Parce qu’il est multifactoriel, le problème est difficile à régler. Madouas propose d’instaurer un braquet maximum pour endiguer la course aux dents, « sinon dans deux ans tout le monde sera à 58x11, c’est une évidence » , pose-t-il. Bardet suggère, lui, une signalétique encore renforcée, notamment sur certaines épreuves qui en ont bien besoin. « Ce qu’on peut voir sur le Tour de France, il faut le rendre automatique partout, dit-il. Je n’ai jamais vu de comportement dangereux d’un coureur dans un virage bien signalé, avec un mec qui siffle ou un panneau avec un signal sonore. Ça demande plus de logistique, plus d’infrastructures, mais vu la tournure que prennent les choses, il faut y réfléchir. »

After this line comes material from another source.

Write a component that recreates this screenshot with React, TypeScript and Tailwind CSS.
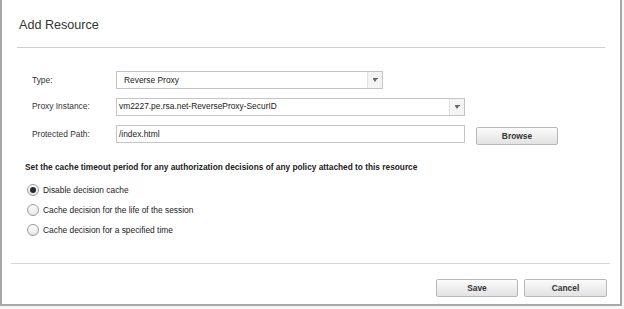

Certains managers continuent de militer contre vents et marées pour la fin des oreillettes, mais la grande majorité du peloton estime qu’elles permettent d’éviter davantage de dégâts qu’elles n’en causent. « Il faut nous laisser les rênes de la course dans le feu de l’action, soutient néanmoins Bardet. On se retrouve souvent dans des situations de stress extrême pour rien. Les oreillettes créent des coureurs robotisés, téléguidés, et des situations de danger artificiel. » C’est aussi le cas des compteurs, sur lesquels les équilibristes ont parfois leur regard un peu trop rivé en course. « Aujourd’hui, le coureur sur son vélo, il est comme un mec dans sa bagnole qui a son téléphone avec Waze et ses écrans, peste Madiot. On n’est pas concentrés de la même façon que quand on a rien du tout.


Mais tout ça, ce sont des batailles perdues. » Au début des années 2000, le port du casque obligatoire était aussi considéré comme une hérésie. C’était avant qu’Andreï Kivilev ne décède des suites d’une chute en course. Puisse-t-on ne pas devoir en passer par là.